Tuesday, May 18, 2010

What? No posting?

Yes, I have actually cooked since 2008, but haven't captured a single bit on this blog. So much for resolutions. In an attempt to remedy this situation, here are a few of the highlights.

Last night- sorry, no picture- too good to stop and document...

Fish Tacos with Extra Goodness

6 Whole Foods Tilapia filets (yes, I am a tilapia snob- if they come from Whole Foods, I can count on their being raised without antibiotics)

Red Mill cornmeal (about a cup and a half)
mixed with: chili powder or your preferred mixture of chili spices.

Dredge the fish in the cornmeal and seasoning mixture, and set aside on waxed paper.

Mix together some plain yogurt, minced cilantro, lime juice, chopped fresh jalepeno, and a shake of chili powder and set on the table in a cute little bowl.

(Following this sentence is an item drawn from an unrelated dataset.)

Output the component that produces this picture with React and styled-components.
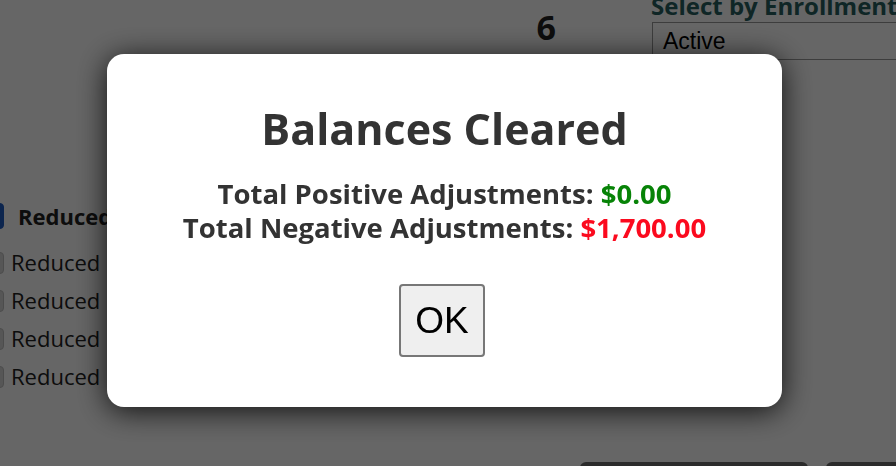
import React from 'react';
import styled, { createGlobalStyle } from 'styled-components';

const Global = createGlobalStyle`
  html, body { margin: 0; padding: 0; }
  body {
    width: 896px;
    height: 466px;
    overflow: hidden;
    background: #fff;
    font-family: "Open Sans", "Noto Sans", sans-serif;
  }
`;

const Page = styled.div`
  width: 896px;
  height: 466px;
  overflow: hidden;
  display: grid;
  grid-template-columns: minmax(0, 1fr);
  grid-template-rows: 62px minmax(0, 1fr) 4px;
`;

const Header = styled.div`
  display: flex;
  justify-content: flex-end;
  align-items: flex-start;
  min-width: 0;
`;

const Count = styled.div`
  font-family: "Open Sans", sans-serif;
  font-weight: 700;
  font-size: 34px;
  line-height: 1;
  color: #222;
  margin: 10px 95px 0 0;
`;

const Filter = styled.div`
  width: 245px;
  flex-shrink: 0;
  display: flex;
  flex-direction: column;
  overflow: hidden;
`;

const FilterLabel = styled.div`
  font-family: "Open Sans", sans-serif;
  font-weight: 700;
  font-size: 24px;
  line-height: 22px;
  color: #266060;
  margin-top: -5px;
  white-space: nowrap;
`;

const Select = styled.div`
  margin: 5px 0 0 1px;
  height: 38px;
  width: 260px;
  box-sizing: border-box;
  border: 1px solid #9a9a9a;
  display: flex;
  align-items: center;
  padding-left: 10px;
  font-family: "Liberation Sans", Arial, sans-serif;
  font-size: 23px;
  color: #000;
`;

const List = styled.div`
  display: flex;
  flex-direction: column;
  padding-top: 141px;
  gap: 15px;
  overflow: hidden;
`;

const Item = styled.label`
  display: flex;
  align-items: center;
  gap: ${(p) => (p.$head ? '14px' : '7px')};
  font-family: "Open Sans", sans-serif;
  font-weight: ${(p) => (p.$head ? 700 : 400)};
  font-size: 22px;
  line-height: 23px;
  color: #222;
  margin-bottom: ${(p) => (p.$head ? '7px' : '0')};
`;

const Box = styled.span`
  display: block;
  flex-shrink: 0;
  width: 20px;
  height: ${(p) => (p.$checked ? '26px' : '22px')};
  margin-left: -16px;
  border-radius: 4px;
  background: ${(p) => (p.$checked ? '#1f5cc4' : '#d8d8d8')};
  border: 1px solid ${(p) => (p.$checked ? '#1f5cc4' : '#bdbdbd')};
  box-sizing: border-box;
`;

const Footer = styled.div`
  display: flex;
  gap: 18px;
  padding-left: 580px;
  overflow: hidden;
`;

const FootButton = styled.div`
  width: ${(p) => p.$w}px;
  height: 30px;
  border-radius: 6px;
  background: #6d6d6d;
  flex-shrink: 0;
`;

const Overlay = styled.div`
  position: fixed;
  inset: 0;
  background: rgba(0, 0, 0, 0.6);
  display: flex;
  align-items: flex-start;
  justify-content: flex-start;
  padding: 54px 0 0 107px;
`;

const Modal = styled.div`
  width: 675px;
  height: 353px;
  box-sizing: border-box;
  background: #fff;
  border-radius: 17px;
  box-shadow: 0 4px 30px rgba(0, 0, 0, 0.85);
  display: flex;
  flex-direction: column;
  align-items: center;
  padding-top: 47px;
  font-family: "Open Sans", "Noto Sans", sans-serif;
  color: #333;
`;

const Title = styled.h2`
  margin: 0;
  font-size: 43px;
  font-weight: 700;
  line-height: 56px;
`;

const Summary = styled.div`
  margin-top: 20px;
  font-size: 27.5px;
  font-weight: 700;
  line-height: 34px;
  text-align: center;
`;

const Amount = styled.span`
  color: ${(p) => (p.$tone === 'pos' ? '#078307' : '#fb0a1e')};
`;

const OkButton = styled.button`
  margin: 39px 5px 0 0;
  width: 86px;
  height: 73px;
  border: 2px solid #777;
  border-radius: 4px;
  background: #efefef;
  font-family: "Liberation Sans", Arial, sans-serif;
  font-size: 37px;
  color: #000;
  padding: 0;
`;

export default function App() {
  const rows = [1, 2, 3, 4];
  return (
    <>
      <Global />
      <Page>
        <Header>
          <Count>6</Count>
          <Filter>
            <FilterLabel>Select by Enrollment</FilterLabel>
            <Select>Active</Select>
          </Filter>
        </Header>
        <List>
          <Item $head>
            <Box $checked />
            Reduced
          </Item>
          {rows.map((r) => (
            <Item key={r}>
              <Box />
              Reduced
            </Item>
          ))}
        </List>
        <Footer>
          <FootButton $w={228} />
          <FootButton $w={90} />
        </Footer>
      </Page>
      <Overlay>
        <Modal>
          <Title>Balances Cleared</Title>
          <Summary>
            Total Positive Adjustments: <Amount $tone="pos">$0.00</Amount>
            <br />
            Total Negative Adjustments: <Amount $tone="neg">$1,700.00</Amount>
          </Summary>
          <OkButton>OK</OkButton>
        </Modal>
      </Overlay>
    </>
  );
}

Slowly heat some fat of your choice (lard, earth balance shortening, other high smoke point oil)
in a cast iron skillet. The big one that used to be your mom's or grandmother's, or that you got at a yard sale.

While the fat heats, finely slice some cabbage and toss with minced cilantro, a bit of chopped jalepeno, and a lime's worth of juice. Salt to taste and set aside in another cute bowl.

Put two or three filets gently into the hot fat. Don't crowd the pan.

While they work on becoming golden, slice some avocado, grate some sharp cheddar (Seaside or a raw cheddar is a winner), and chop some nice sweet onions. Arrange on a nice plate and set on the table.

Gently flip the tilapia, and check the slaw for limeyness. Add more of whatever might be needed to make the slaw tart and a little bit salty, and take it to the table.

Now, take out the finished filets, and let drain on a wire rack over a brown bag or paper towel- actually, if the oil is just hot enough, there shouldn't be any draining happening because the fish won't soak any oil up as it is too busy pushing out steam and crisping up that grainy cornmeal.

While the next batch of filets crisp up, warm as many corn tortillas as you think you'll need on a griddle and wrap in a soft cloth. It will save you having to leave the table if you just go ahead and do a few extra now. Take them to the table, which you set a long time ago.

Once the last filets are done, take them to the table. Put everything you like, from the slaw to the cheddar in a corn tortilla, drizzle on some of the cilantro yogurt sauce, fold it over and get ready to sigh at the chewy, crispy, spicy, mmmmmmmmm goodness. Nice to have some refried beans on the side if you think to put them in the oven before you start all this! Cold beer as a chaser? Yes.